The computational core granularity varies from any processing element (PE) or core size in the case of DDM, Task Superscalar and Out-of-Order processors to a small SDF core. MT.Monsoon uses its PE as core granularity. Each TRIPS processor consists of 16 ALUs (the basic core of TRIPS). DySER blocks consists on 8x8 FUs circuit-switched networks. The scalability also varies from more than 1000 PEs in the case of MT. Monsoon and much more than 100 PEs in the case of the Task Superscalar down to less than 10 DySER blocks in the DySER architecture.

# 6.2 Comparison and Discussion

#### 6.2.1 Enhanced Control Flow Class

Out-Of-Order architectures (restricted dataflow architectures) are the main representation of Enhanced Control Flow class.
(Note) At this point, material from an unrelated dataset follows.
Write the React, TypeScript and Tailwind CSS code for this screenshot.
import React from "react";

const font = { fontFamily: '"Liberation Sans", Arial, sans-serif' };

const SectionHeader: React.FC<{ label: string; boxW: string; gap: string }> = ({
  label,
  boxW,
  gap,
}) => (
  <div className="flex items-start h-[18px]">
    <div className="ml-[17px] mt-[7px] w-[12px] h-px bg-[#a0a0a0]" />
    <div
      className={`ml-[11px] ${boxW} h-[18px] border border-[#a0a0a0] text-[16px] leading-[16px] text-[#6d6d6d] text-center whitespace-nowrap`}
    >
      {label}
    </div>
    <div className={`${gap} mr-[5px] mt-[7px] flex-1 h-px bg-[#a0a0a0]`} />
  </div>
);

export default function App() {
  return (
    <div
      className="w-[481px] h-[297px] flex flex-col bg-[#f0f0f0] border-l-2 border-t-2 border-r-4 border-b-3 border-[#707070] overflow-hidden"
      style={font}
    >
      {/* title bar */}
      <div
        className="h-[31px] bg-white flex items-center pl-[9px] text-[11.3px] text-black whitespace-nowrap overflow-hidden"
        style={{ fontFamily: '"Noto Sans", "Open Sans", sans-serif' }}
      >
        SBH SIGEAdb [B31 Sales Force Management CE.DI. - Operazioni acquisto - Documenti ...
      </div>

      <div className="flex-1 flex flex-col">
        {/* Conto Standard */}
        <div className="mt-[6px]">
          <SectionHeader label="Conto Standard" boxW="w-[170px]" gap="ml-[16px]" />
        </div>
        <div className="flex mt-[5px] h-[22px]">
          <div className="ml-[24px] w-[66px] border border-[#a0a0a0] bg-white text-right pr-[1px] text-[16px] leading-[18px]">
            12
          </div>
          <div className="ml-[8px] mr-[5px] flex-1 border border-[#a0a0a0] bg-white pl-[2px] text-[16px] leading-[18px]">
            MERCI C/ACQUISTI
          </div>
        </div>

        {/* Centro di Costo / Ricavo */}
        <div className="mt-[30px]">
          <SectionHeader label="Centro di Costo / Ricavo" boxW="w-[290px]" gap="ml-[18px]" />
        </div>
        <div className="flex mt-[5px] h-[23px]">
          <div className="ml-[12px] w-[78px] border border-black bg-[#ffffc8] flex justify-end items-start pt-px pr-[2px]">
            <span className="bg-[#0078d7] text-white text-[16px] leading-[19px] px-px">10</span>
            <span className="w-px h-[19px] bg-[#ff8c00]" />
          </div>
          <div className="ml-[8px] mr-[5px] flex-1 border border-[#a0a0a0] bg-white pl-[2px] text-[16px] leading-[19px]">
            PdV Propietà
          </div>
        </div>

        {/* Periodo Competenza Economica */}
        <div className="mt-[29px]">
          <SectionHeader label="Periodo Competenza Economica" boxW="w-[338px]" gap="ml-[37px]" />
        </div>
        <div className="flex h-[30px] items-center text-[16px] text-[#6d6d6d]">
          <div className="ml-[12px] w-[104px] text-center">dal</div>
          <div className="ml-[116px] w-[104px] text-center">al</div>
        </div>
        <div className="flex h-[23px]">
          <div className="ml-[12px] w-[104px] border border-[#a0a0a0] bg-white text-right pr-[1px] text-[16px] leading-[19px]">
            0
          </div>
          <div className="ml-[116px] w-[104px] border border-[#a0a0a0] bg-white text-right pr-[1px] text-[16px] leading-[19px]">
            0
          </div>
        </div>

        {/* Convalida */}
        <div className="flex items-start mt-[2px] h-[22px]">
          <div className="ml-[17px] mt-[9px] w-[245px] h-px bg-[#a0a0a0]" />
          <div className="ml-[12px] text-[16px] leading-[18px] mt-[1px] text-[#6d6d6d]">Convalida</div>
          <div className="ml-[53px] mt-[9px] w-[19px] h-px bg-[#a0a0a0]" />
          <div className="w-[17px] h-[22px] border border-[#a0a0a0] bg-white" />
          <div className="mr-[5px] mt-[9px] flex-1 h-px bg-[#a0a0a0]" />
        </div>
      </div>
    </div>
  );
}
Out-of-Order processors support ILP, DLP, and TLP in the form of dual threaded cores. The number of instructions of a block (*block granularity*) is that of the instruction window, created at runtime. Out-of-Order processors use cache, memory and registers to communicate data between the blocks. Also, Out-of-Order processors use hybrid control flow/dataflow intra-block scheduling and the same communication mechanisms than for inter-block communication.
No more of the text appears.